Of all the things that happened to me as a child in Boulder, these were some of the most unwanted and confusing. I’m grateful that my parents and the L.D.S. or “Mormon” church that I grew up in, clearly associated these kinds of things with evil, as being against what is right.

Because of this, I have also grown to appreciate the need for standards of right and wrong in life, and that the truer the standard the better. Although my standards of right and wrong have changed since then, as a child, and as a human being, I would have had no anchor, no security, no confidence at all, going forward without them.

I’m glad now, even though I am no longer affiliated with the L.D.S. church, that I wasn’t left without some degree of light to guide me and to show me the most dangerous rocks. Especially during the much greater storms that came later on in my life—when I was tossed and battered by waves of temptation and despair that could have easily destroyed me.

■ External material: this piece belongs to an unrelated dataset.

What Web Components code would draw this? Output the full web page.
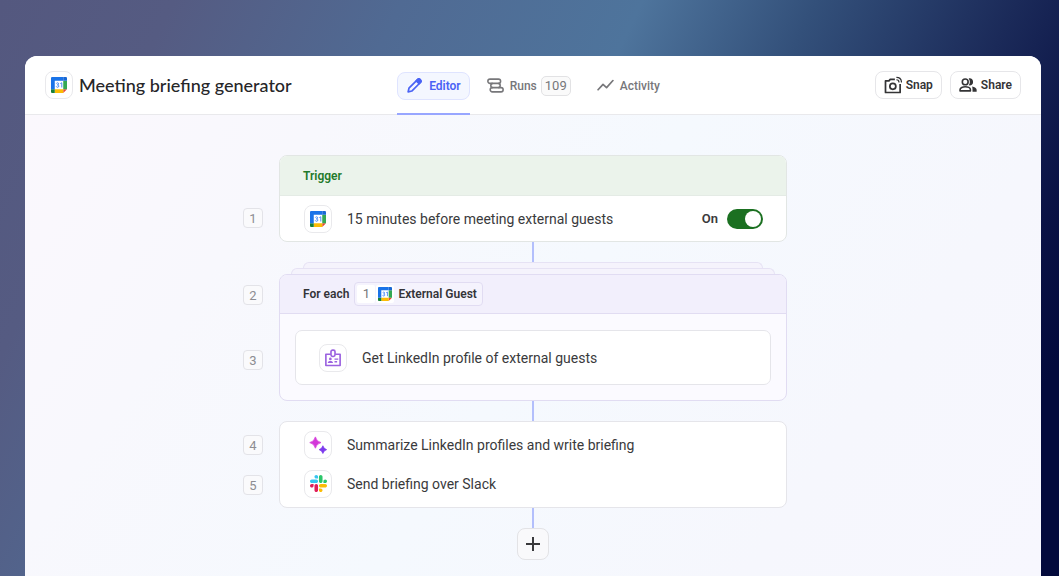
<!DOCTYPE html>
<html lang="en">
<head>
<meta charset="utf-8">
<meta name="viewport" content="width=device-width, initial-scale=1">
<title>Meeting briefing generator</title>
<style>
  html, body { margin: 0; }
  body {
    font-family: Roboto, "Noto Sans", sans-serif;
    font-size: 14px;
    line-height: 20px;
    color: #3a3a3c;
  }
</style>
</head>
<body>
<workflow-window>
  <window-header slot="header">
    <icon-tile slot="title" name="calendar"></icon-tile>
    <span slot="title">Meeting briefing generator</span>
    <nav-tab slot="tabs" icon="pencil" active>Editor</nav-tab>
    <nav-tab slot="tabs" icon="runs" count="109">Runs</nav-tab>
    <nav-tab slot="tabs" icon="activity">Activity</nav-tab>
    <action-button slot="actions" icon="snap">Snap</action-button>
    <action-button slot="actions" icon="share">Share</action-button>
  </window-header>

  <flow-block numbers="1" kind="trigger">
    <flow-card tone="green">
      <span slot="heading">Trigger</span>
      <step-row icon="calendar">15 minutes before meeting external guests
        <toggle-switch slot="end" checked>On</toggle-switch>
      </step-row>
    </flow-card>
  </flow-block>
  <flow-connector></flow-connector>
  <flow-block numbers="2 3" kind="loop">
    <flow-card tone="purple" stacked>
      <span slot="heading">For each</span>
      <value-token slot="heading" step="1" icon="calendar">External Guest</value-token>
      <step-row icon="badge" boxed>Get LinkedIn profile of external guests</step-row>
    </flow-card>
  </flow-block>
  <flow-connector></flow-connector>
  <flow-block numbers="4 5" kind="steps">
    <flow-card>
      <step-row icon="sparkle" compact>Summarize LinkedIn profiles and write briefing</step-row>
      <step-row icon="slack" compact>Send briefing over Slack</step-row>
    </flow-card>
  </flow-block>
  <flow-connector></flow-connector>
  <add-step></add-step>
</workflow-window>

<script>
const ICONS = {
  calendar: `<svg viewBox="0 0 200 200"><path fill="#fff" d="M47 47h106v106H47z"/><path fill="#ea4335" d="M153 200l47-47h-47z"/><path fill="#34a853" d="M200 47h-47v106h47z"/><path fill="#fbbc04" d="M153 153H47v47h106z"/><path fill="#188038" d="M0 153v31c0 9 7 16 16 16h31v-47z"/><path fill="#1967d2" d="M200 47V16c0-9-7-16-16-16h-31v47z"/><path fill="#1a73e8" d="M153 0H16C7 0 0 7 0 16v137h47V47h106z"/><path fill="none" stroke="#4285f4" stroke-width="12" d="M67 82c4-13 29-13 29 4 0 9-8 13-17 13 10 0 19 5 19 15 0 19-29 19-33 3M117 82l18-10v59"/></svg>`,
  pencil: `<svg viewBox="0 0 24 24" fill="none" stroke="currentColor" stroke-width="2.4" stroke-linejoin="round"><path d="M3 21l1.2-5.2L16.600 3.400a2.200 2.200 0 0 1 3.100 0l.9.9a2.200 2.200 0 0 1 0 3.100L8.200 19.800z"/><path fill="currentColor" d="M14.500 5.500l2.600-2.500c1.500-1.200 5.200 2.500 3.900 3.900l-2.500 2.600z"/></svg>`,
  runs: `<svg viewBox="0 0 24 24" fill="none" stroke="currentColor" stroke-width="2.2"><rect x="1.200" y="3" width="18" height="6" rx="3"/><rect x="4.500" y="15" width="18.300" height="6" rx="3"/><path d="M16 9c3.500.3 3.500 5.700 0 6M8 9c-3.500.3-3.500 5.700 0 6"/></svg>`,
  activity: `<svg viewBox="0 0 24 24" fill="none" stroke="currentColor" stroke-width="2.400" stroke-linejoin="round" stroke-linecap="round"><path d="M1.500 18l7-7.500 5 4.500L22.500 5"/></svg>`,
  snap: `<svg viewBox="0 0 24 24" fill="none" stroke="currentColor" stroke-width="2.300"><path stroke-linejoin="round" d="M14.500 4.500H8.300L6.600 6.500H2v15.500h19.500V10.500"/><circle cx="11.800" cy="13.800" r="4"/><path stroke-width="1.600" d="M16.500 5c2.200 0 3.500 1.300 3.500 3.500M16.500 1.700c4.200 0 6.800 2.700 6.800 6.800"/></svg>`,
  share: `<svg viewBox="0 0 26 24" fill="none" stroke="currentColor" stroke-width="2.300"><circle cx="9" cy="7.500" r="4.200"/><path stroke-linejoin="round" d="M1.500 20.500v-1.700c0-2.600 4-4.300 7.500-4.300s7.500 1.700 7.500 4.300v1.700z"/><path fill="currentColor" stroke="none" d="M14 2.500c3.500-.9 6.400 1.500 6.400 5s-2.900 5.900-6.400 5c2.300-3 2.300-7 0-10zM19 14c3.700.7 6.500 2.500 6.500 5v2.700h-6V19c0-2-.2-3.600-.5-5z"/></svg>`,
  badge: `<svg viewBox="0 0 24 24" fill="none" stroke="currentColor" stroke-width="2.200"><path stroke-linejoin="round" d="M9 7H2.500v15h19V7H15"/><rect x="9.300" y="1.500" width="5.400" height="8.500" rx="2.200"/><path stroke-width="1.700" d="M14 13.500h5M14 17h3.500"/><circle cx="8.500" cy="13.200" r="1.800" fill="currentColor" stroke="none"/><path fill="currentColor" stroke="none" d="M5 18.500c0-3.500 7-3.500 7 0z"/></svg>`,
  sparkle: `<svg viewBox="0 0 24 24"><path fill="#d336d9" stroke="#d336d9" stroke-linejoin="round" d="M8.500 1.200Q9.900 7.500 16 8.800Q9.900 10.200 8.500 16.300Q7 10.200 1 8.800Q7 7.500 8.500 1.200z"/><path fill="#7c3aed" stroke="#7c3aed" stroke-linejoin="round" d="M18.500 13Q19.500 17 23.500 18.200Q19.500 19.300 18.500 23.300Q17.500 19.300 13.500 18.200Q17.500 17 18.500 13z"/></svg>`,
  slack: `<svg viewBox="0 0 122.800 122.800"><path fill="#e01e5a" d="M25.800 77.600c0 7.100-5.800 12.900-12.900 12.900S0 84.700 0 77.600s5.800-12.900 12.900-12.900h12.900zm6.500 0c0-7.100 5.800-12.900 12.900-12.900s12.900 5.800 12.900 12.900v32.300c0 7.100-5.800 12.900-12.900 12.900s-12.900-5.800-12.900-12.900z"/><path fill="#36c5f0" d="M45.200 25.800c-7.100 0-12.900-5.800-12.900-12.900S38.100 0 45.200 0s12.900 5.800 12.900 12.900v12.900zm0 6.500c7.100 0 12.900 5.800 12.900 12.900s-5.800 12.900-12.900 12.900H12.900C5.800 58.100 0 52.300 0 45.200s5.800-12.900 12.900-12.900z"/><path fill="#2bc66a" d="M97 45.200c0-7.100 5.800-12.900 12.900-12.900s12.900 5.800 12.900 12.900-5.800 12.900-12.900 12.900H97zm-6.500 0c0 7.100-5.800 12.900-12.900 12.900s-12.900-5.800-12.900-12.900V12.900C64.700 5.800 70.500 0 77.600 0s12.900 5.800 12.900 12.900z"/><path fill="#fbbc04" d="M77.600 97c7.100 0 12.900 5.800 12.900 12.900s-5.800 12.900-12.900 12.900-12.900-5.800-12.900-12.900V97zm0-6.500c-7.100 0-12.900-5.800-12.900-12.900s5.800-12.900 12.900-12.900h32.300c7.100 0 12.900 5.800 12.900 12.900s-5.800 12.900-12.900 12.900z"/></svg>`,
  plus: `<svg viewBox="0 0 16 16" fill="none" stroke="currentColor" stroke-width="2"><path d="M8 1v14M1 8h14"/></svg>`
};

/* Shared base: renders the markup of the subclass into an open shadow root. */
class BaseElement extends HTMLElement {
  connectedCallback() {
    if (this.shadowRoot) return;
    const root = this.attachShadow({ mode: "open" });
    root.innerHTML = `<style>*{box-sizing:border-box}:host{box-sizing:border-box}</style>` + this.render();
  }
  attr(name) { return this.getAttribute(name) || ""; }
}

customElements.define("app-icon", class extends BaseElement {
  render() {
    return `<style>
      :host { display: block; flex: none; width: 18px; height: 18px; }
      svg { display: block; width: 100%; height: 100%; }
    </style>${ICONS[this.attr("name")]}`;
  }
});

customElements.define("icon-tile", class extends BaseElement {
  render() {
    const size = { calendar: 16, badge: 18, sparkle: 18, slack: 17 }[this.attr("name")];
    return `<style>
      :host { display: grid; place-items: center; flex: none; width: 28px; height: 28px;
        border: 1px solid #e9e9ec; border-radius: 8px; background: #fff; color: #9b62e0; }
      app-icon { width: ${size}px; height: ${size}px; }
    </style><app-icon name="${this.attr("name")}"></app-icon>`;
  }
});

customElements.define("workflow-window", class extends BaseElement {
  render() {
    return `<style>
      :host { display: flex; flex-direction: column; min-height: 100vh; padding: 56px 18px 0 25px;
        background: linear-gradient(116deg, #54587f 0%, #555b82 13%, #506a93 30%, #4e749c 48%, #33507a 61%, #1b2a59 76%, #0a1245 86%, #030a3c 92%, #030a3c 100%); }
      .window { flex: 1; display: flex; flex-direction: column; border-radius: 12px 12px 0 0; overflow: hidden; background: #fff; }
      main { flex: 1; padding: 40px 24px 16px;
        background: linear-gradient(125deg, #fbf8fd 0%, #f8f8fd 22%, #f5f9fe 50%, #f6f7fd 78%, #f7f7fe 100%); }
      .flow { display: flex; flex-direction: column; align-items: center; }
    </style>
    <div class="window"><slot name="header"></slot><main><div class="flow"><slot></slot></div></main></div>`;
  }
});

customElements.define("window-header", class extends BaseElement {
  render() {
    return `<style>
      :host { display: block; }
      header { display: grid; grid-template-columns: 1fr auto 1fr; align-items: stretch; height: 59px;
        padding: 0 20px; border-bottom: 1px solid #e9e9ec; background: #fff; }
      h1 { display: flex; align-items: center; gap: 6px; margin: 0;
        font: 500 18px/24px Lato, sans-serif; color: #262628; white-space: nowrap; }
      nav { display: flex; gap: 8px; margin-bottom: -1px; }
      .actions { display: flex; align-items: center; justify-content: flex-end; gap: 8px; }
    </style>
    <header><h1><slot name="title"></slot></h1><nav aria-label="Workflow"><slot name="tabs"></slot></nav>
    <div class="actions"><slot name="actions"></slot></div></header>`;
  }
});

customElements.define("nav-tab", class extends BaseElement {
  render() {
    const count = this.attr("count");
    return `<style>
      :host { display: flex; align-items: center; color: #77777a; border-bottom: 2px solid transparent; padding-top: 2px; }
      :host([active]) { color: #4a63f5; border-bottom-color: #98a6ff; }
      a { display: flex; align-items: center; height: 28px; padding: 0 8px; border: 1px solid transparent; border-radius: 8px;
        color: inherit; text-decoration: none; font-size: 12px; line-height: 16px; font-weight: 500; }
      :host([active]) a { background: #f4f7ff; border-color: #dfe4ff; font-weight: 600; }
      app-icon { margin-right: 6px; width: 17px; height: 17px; }
      .count { margin-left: 4px; padding: 0 3px; height: 20px; border: 1px solid #e2e2e4; border-radius: 5px; background: #fafafa;
        font-weight: 400; font-size: 13px; line-height: 18px; }
    </style>
    <a href="#"${this.hasAttribute("active") ? ' aria-current="page"' : ""}><app-icon name="${this.attr("icon")}"></app-icon><slot></slot>${count ? `<span class="count">${count}</span>` : ""}</a>`;
  }
});

customElements.define("action-button", class extends BaseElement {
  render() {
    return `<style>
      :host { display: block; }
      button { display: flex; align-items: center; gap: 4px; height: 28px; padding: 0 8px; border: 1px solid #e6e6e9; border-radius: 8px;
        background: #fff; color: #343436; font: 600 12px/16px Roboto, sans-serif; }
      app-icon { width: 18px; height: 18px; }
    </style>
    <button type="button"><app-icon name="${this.attr("icon")}"></app-icon><slot></slot></button>`;
  }
});

/* A card with its step numbers in a gutter on the left. */
customElements.define("flow-block", class extends BaseElement {
  render() {
    const numbers = this.attr("numbers").split(" ");
    return `<style>
      :host { display: grid; grid-template-columns: 20px minmax(0, 508px) 20px; gap: 16px; max-width: 100%; width: 580px; }
      ol { display: flex; flex-direction: column; list-style: none; margin: 0; padding: 53px 0 0; }
      :host([kind="loop"]) ol { padding-top: 23px; gap: 45px; }
      :host([kind="steps"]) ol { padding-top: 14px; gap: 20px; }
      li { height: 20px; border: 1px solid #e3e3e8; border-radius: 4px; background: #fafafc;
        color: #8d8d92; font-size: 13px; line-height: 19px; text-align: center; }
    </style>
    <ol>${numbers.map(n => `<li>${n}</li>`).join("")}</ol><slot></slot>`;
  }
});

customElements.define("flow-card", class extends BaseElement {
  render() {
    const heading = this.hasAttribute("tone") ? `<header><slot name="heading"></slot></header>` : "";
    const stack = this.hasAttribute("stacked") ? `<div class="layer far"></div><div class="layer near"></div>` : "";
    return `<style>
      :host { display: block; --line: #e5e5ea; --fill: #fff; }
      :host([tone="green"]) { --head: #ebf3eb; --head-text: #237a2b; --line: #e2e6e4; }
      :host([tone="purple"]) { --head: #f2effc; --head-text: #343438; --line: #e1dcf2; --fill: #fbfaff; }
      .layer { height: 6px; border: 1px solid #e6e2f4; border-bottom: 0; border-radius: 6px 6px 0 0; background: #f5f3fc; }
      .far { margin: 0 24px; }
      .near { margin: 0 12px; }
      .card { border: 1px solid var(--line); border-radius: 8px; background: var(--fill); overflow: hidden; }
      header { display: flex; align-items: center; gap: 5px; height: 40px; padding: 0 23px;
        border-bottom: 1px solid var(--line); background: var(--head); color: var(--head-text);
        font-size: 12px; line-height: 16px; font-weight: 600; }
      :host([tone="green"]) header { border-bottom-color: #e4ebe5; }
      :host([stacked]) header { height: 39px; }
      :host([stacked]) .body { padding: 16px 15px 15px; }
      :host(:not([tone])) .body { padding: 3px 0 4px; }
    </style>
    ${stack}<section class="card">${heading}<div class="body"><slot></slot></div></section>`;
  }
});

customElements.define("step-row", class extends BaseElement {
  render() {
    return `<style>
      :host { display: flex; align-items: center; gap: 15px; height: 45px; padding: 0 23px 0 24px; }
      :host([compact]) { height: 39px; }
      :host([boxed]) { height: 55px; padding: 0 23px; border: 1px solid #e5e5ea; border-radius: 7px; background: #fff; }
      .text { flex: 1; min-width: 0; }
    </style>
    <icon-tile name="${this.attr("icon")}"></icon-tile><span class="text"><slot></slot></span><slot name="end"></slot>`;
  }
});

customElements.define("toggle-switch", class extends BaseElement {
  render() {
    return `<style>
      :host { display: block; }
      label { display: flex; align-items: center; gap: 9px; font-weight: 600; font-size: 13px; }
      input { appearance: none; display: flex; align-items: center; width: 36px; height: 20px; margin: 0; padding: 0 2px;
        border-radius: 10px; background: #b9b9bd; }
      input::before { content: ""; width: 16px; height: 16px; border-radius: 50%; background: #fff; }
      input:checked { justify-content: flex-end; background: #1b7021; }
    </style>
    <label><slot></slot><input type="checkbox" role="switch"${this.hasAttribute("checked") ? " checked" : ""}></label>`;
  }
});

customElements.define("value-token", class extends BaseElement {
  render() {
    return `<style>
      :host { display: flex; align-items: center; gap: 1px; height: 24px; padding: 0 5px 0 2px;
        border: 1px solid #e1dcf2; border-radius: 4px; background: #f5f3fd; }
      .cell { display: grid; place-items: center; width: 18px; height: 18px; border-radius: 2px; background: #fff;
        color: #77777a; font-weight: 400; font-size: 13px; }
      .label { padding-left: 3px; }
      app-icon { width: 14px; height: 14px; }
    </style>
    <span class="cell">${this.attr("step")}</span><span class="cell"><app-icon name="${this.attr("icon")}"></app-icon></span><span class="label"><slot></slot></span>`;
  }
});

customElements.define("flow-connector", class extends BaseElement {
  render() {
    return `<style>:host { display: block; width: 2px; height: 20px; background: #b3bffc; }</style>`;
  }
});

customElements.define("add-step", class extends BaseElement {
  render() {
    return `<style>
      :host { display: block; }
      button { display: grid; place-items: center; width: 32px; height: 32px; padding: 0; border: 1px solid #e3e3e6; border-radius: 8px;
        background: #f9f9fb; color: #39393c; }
      app-icon { width: 16px; height: 16px; }
    </style>
    <button type="button" aria-label="Add step"><app-icon name="plus"></app-icon></button>`;
  }
});
</script>
</body>
</html>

Also, even though I don’t comprehend why God allowed one of my sisters and one of my brothers to be molested when they were so young, I still trust God is good. Even when people are not good, He can, and will, when people allow, redeem what happened and turn it into good for them and for the other people whose lives have also been affected. I trust this because I have seen Him do this in my own life and in the lives of others—including my sister’s. She has unbounded sympathy and a desire to help others heal. She has expressed repeatedly to me how much she loves Jesus who fully heals and redeems all (who feel their need and sincerely call out for Him). Without this “handicap” she wouldn’t have grown to have so much sympathy and care for other people or to love Jesus so much. I also have hope for my brother, that one day he will also find full healing and redemption through our one true Savior, Jesus. We have all been damaged in the process of life and have hurt others out of our own hurt as well. But, I believe that as long as we are alive, there is hope for us through Jesus.